Just a few things to think about. Oh, and I really encourage you to check out Compassion's website. There are many children from all over the world who need your help. It's $32 a month, and it'll give them whatever food, water, clothing, education, and health care they need. Trust me, if I can do it as a poor high school/college student without a job, you can do it. If God places it on your heart to sponsor one of these children, I encourage you to do it. Trust me, I ignored Him at first, and look how that turned out ^_^


Kelsey

Formalities.

Well, I've decided to start anew.
I've abandoned my former blog because... I don't know, I guess it's just something that should be in the past. Sure, I could have just deleted all my posts and continued on with life, but I think I should keep it around to remind me of how far I've come.
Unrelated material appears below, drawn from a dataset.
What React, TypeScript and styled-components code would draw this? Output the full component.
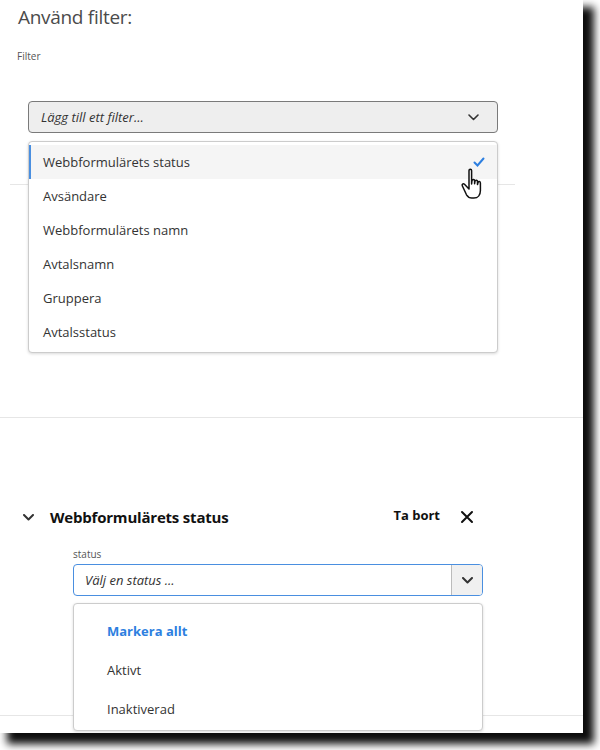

Anyway, here's my NEW blog. I really don't know what sort of subjects will be written into it. I guess we'll find out, now won't we?

However, I am going to try to take the focus off of myself in this blog. I may have to slip from time to time and have a rant about something totally ridiculous that happened, but I promise to not enjoy it ^_^

Now for a little "me" time:
-My name is Kelsey.
-I'm 17 years old.
-I'm a junior in high school and a freshman in college. (And only a few weeks away from being a senior and a sophmore. Now that's a scary thought...)
-I love music. I'm going into music ministry with a focus on vocals. =]
-I'm really hoping to go on a missions trip to Ghana, and soon!
-I play the flute and guitar, I'm re-teaching myself the piano, and I sing, if you couldn't tell by my career goals.
-I'm trying to be completely open and honest. It's definitely trying, but I've gotten a lot better.
-I can speak some Spanish, some ASL, a little bit of Russian, German, Pharsee, and I'm learning French. I know, overachiever =]
-I'm obsessed with bowflexing!
-...And zumba (zumba is a type of aerobic dancing that incorporates many latin style of dances, including salsa, merengue, kumbia, hip hop, bellydancing, and reggae.)

Okay, enough about myself. I've got physical geography and sociology work to be doing!